Written exercise: Give only the number of lines below that contain the word "components".
|---|
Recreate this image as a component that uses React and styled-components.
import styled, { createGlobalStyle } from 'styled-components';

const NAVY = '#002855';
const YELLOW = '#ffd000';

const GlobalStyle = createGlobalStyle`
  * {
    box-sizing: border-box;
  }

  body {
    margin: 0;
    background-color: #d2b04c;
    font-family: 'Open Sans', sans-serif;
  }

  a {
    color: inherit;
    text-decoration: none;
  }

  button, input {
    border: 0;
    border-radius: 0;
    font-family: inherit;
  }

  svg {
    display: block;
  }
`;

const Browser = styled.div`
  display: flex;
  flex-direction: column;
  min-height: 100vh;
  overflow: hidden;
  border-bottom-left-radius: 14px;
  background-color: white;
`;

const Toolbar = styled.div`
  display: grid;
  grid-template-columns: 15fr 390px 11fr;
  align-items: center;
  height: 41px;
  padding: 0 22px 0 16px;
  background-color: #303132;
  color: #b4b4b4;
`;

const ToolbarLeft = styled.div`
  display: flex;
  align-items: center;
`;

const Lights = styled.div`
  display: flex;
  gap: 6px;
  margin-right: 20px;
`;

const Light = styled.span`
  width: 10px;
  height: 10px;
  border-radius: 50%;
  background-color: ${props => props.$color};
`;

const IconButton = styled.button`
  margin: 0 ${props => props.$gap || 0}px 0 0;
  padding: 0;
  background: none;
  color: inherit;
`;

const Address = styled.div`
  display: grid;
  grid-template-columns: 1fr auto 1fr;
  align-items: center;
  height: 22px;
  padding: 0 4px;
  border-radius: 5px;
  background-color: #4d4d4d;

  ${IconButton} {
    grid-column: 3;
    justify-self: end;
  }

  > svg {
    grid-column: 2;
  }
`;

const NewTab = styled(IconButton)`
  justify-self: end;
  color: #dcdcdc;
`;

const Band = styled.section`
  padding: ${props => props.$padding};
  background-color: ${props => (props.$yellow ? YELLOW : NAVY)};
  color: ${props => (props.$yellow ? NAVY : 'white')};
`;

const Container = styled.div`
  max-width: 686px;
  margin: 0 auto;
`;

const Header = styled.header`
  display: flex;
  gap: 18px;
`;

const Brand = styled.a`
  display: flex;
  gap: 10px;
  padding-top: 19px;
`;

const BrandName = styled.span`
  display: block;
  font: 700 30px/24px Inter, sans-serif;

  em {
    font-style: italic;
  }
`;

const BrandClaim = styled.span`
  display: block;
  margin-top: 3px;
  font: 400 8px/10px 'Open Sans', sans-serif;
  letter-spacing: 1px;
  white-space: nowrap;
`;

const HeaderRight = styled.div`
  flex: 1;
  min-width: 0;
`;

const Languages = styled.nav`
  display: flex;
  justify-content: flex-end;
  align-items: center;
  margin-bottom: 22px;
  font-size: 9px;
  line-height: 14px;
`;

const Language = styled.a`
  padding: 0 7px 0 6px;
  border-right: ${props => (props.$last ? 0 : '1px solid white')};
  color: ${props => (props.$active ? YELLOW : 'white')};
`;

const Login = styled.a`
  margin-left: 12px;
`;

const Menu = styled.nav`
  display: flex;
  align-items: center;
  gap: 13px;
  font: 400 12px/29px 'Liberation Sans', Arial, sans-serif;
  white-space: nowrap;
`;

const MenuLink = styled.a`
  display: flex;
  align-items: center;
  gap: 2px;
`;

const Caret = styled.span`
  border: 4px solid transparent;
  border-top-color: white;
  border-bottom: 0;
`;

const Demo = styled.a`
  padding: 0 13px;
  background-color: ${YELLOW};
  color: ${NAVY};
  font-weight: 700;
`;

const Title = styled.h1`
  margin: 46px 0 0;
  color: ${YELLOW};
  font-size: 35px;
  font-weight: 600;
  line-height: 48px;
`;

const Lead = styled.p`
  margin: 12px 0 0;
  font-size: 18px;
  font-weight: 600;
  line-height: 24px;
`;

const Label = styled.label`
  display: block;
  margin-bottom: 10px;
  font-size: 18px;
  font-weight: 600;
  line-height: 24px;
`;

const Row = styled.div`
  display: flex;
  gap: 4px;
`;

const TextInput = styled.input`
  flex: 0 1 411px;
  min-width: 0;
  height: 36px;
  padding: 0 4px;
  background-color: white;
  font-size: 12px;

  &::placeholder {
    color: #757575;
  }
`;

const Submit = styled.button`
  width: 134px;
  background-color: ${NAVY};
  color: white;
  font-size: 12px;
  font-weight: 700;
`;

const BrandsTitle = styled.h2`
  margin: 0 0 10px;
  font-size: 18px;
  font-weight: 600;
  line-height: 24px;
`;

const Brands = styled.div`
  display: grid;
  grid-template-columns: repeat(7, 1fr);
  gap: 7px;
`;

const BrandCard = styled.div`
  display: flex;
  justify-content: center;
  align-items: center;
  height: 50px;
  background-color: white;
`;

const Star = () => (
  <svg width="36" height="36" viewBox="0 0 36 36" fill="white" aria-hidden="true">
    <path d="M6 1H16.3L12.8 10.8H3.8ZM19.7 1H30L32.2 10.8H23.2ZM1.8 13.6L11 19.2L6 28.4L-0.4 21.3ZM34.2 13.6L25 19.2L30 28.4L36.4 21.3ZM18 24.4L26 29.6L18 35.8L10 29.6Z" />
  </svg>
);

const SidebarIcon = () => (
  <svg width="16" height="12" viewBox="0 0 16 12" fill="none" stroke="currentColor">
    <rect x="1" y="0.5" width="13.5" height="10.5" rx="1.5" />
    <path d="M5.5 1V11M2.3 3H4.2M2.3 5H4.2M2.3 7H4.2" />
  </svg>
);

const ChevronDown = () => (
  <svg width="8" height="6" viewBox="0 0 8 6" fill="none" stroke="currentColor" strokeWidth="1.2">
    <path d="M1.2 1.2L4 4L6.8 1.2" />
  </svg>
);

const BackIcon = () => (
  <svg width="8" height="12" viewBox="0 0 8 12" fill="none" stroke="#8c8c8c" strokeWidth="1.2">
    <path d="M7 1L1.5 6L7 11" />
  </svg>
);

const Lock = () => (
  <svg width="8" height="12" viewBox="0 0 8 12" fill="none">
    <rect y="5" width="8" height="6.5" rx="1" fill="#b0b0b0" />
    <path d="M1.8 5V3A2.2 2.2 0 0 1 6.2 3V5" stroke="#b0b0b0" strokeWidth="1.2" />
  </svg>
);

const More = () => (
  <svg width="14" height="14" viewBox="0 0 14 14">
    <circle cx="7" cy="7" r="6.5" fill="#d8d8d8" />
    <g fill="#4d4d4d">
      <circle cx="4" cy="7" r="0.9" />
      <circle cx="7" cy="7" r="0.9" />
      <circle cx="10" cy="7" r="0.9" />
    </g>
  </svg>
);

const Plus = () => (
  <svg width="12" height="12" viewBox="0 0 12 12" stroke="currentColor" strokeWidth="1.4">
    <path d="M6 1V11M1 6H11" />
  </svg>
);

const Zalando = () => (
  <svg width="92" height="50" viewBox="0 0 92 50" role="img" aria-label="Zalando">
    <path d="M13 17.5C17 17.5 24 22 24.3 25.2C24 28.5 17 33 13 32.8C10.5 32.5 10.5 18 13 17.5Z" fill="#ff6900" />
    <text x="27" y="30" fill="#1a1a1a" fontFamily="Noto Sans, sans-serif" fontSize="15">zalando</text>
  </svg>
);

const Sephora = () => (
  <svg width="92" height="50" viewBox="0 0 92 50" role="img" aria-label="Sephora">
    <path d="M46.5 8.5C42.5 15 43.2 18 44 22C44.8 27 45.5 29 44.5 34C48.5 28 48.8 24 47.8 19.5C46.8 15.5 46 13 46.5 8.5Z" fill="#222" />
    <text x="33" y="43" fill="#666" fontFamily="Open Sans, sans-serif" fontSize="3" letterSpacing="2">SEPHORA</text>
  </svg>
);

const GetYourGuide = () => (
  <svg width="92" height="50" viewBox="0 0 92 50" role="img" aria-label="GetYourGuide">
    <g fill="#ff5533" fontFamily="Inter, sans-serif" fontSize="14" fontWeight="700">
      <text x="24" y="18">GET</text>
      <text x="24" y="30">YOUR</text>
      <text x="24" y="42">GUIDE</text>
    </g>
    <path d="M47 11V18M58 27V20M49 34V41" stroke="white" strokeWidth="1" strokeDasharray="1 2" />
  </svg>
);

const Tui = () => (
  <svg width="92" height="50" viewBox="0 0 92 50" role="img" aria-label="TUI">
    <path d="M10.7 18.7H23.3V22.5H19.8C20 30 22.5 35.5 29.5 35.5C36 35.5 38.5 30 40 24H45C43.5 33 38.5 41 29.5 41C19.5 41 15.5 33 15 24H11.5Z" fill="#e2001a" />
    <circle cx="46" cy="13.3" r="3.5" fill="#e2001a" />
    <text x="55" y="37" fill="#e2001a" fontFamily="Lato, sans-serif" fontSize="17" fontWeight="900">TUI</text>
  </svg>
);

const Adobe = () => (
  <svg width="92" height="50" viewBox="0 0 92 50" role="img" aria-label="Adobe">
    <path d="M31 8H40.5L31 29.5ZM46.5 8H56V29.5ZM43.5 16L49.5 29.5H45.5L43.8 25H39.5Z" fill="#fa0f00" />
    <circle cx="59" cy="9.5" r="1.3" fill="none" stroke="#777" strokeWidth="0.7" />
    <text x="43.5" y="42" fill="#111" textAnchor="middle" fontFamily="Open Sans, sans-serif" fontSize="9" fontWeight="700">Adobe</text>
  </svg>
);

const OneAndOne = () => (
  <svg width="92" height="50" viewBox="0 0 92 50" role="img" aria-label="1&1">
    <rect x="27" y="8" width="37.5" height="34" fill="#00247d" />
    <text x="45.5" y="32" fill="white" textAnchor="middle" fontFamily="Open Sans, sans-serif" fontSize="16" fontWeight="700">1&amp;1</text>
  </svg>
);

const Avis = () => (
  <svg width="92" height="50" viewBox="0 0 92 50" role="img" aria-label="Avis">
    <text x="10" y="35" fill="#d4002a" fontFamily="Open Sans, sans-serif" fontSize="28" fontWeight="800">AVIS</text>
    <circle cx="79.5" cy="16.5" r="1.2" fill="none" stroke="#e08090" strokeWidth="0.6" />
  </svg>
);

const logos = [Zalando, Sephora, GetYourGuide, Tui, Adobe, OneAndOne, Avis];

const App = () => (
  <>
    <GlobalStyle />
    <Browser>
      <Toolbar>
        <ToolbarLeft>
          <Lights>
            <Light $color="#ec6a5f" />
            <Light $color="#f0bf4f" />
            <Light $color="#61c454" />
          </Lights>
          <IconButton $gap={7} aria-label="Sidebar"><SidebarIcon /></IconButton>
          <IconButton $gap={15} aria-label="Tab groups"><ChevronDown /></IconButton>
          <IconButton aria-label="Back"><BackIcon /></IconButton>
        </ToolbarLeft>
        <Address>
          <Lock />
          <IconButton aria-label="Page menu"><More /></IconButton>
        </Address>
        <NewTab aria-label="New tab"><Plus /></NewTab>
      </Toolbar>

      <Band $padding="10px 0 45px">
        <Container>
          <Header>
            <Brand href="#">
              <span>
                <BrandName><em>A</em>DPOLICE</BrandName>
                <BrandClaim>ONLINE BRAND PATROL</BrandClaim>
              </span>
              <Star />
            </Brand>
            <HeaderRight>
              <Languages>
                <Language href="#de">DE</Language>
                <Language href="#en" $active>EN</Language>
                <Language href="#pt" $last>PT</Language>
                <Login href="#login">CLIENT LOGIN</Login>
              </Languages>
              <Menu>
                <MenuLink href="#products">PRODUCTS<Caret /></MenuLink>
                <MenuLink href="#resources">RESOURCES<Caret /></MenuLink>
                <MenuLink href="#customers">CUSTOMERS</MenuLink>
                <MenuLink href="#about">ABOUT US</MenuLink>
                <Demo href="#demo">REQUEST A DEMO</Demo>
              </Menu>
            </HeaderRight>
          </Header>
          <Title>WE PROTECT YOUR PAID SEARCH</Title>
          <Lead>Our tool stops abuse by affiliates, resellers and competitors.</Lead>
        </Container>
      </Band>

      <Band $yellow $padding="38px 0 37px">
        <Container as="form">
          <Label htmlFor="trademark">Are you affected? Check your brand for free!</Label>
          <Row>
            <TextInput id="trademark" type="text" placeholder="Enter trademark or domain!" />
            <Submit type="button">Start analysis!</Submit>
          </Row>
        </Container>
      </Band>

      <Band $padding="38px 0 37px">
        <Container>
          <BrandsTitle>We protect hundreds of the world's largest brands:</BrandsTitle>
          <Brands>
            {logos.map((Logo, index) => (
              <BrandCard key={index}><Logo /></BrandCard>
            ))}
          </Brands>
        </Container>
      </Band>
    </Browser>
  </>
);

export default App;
|---|
Completed exercise: 2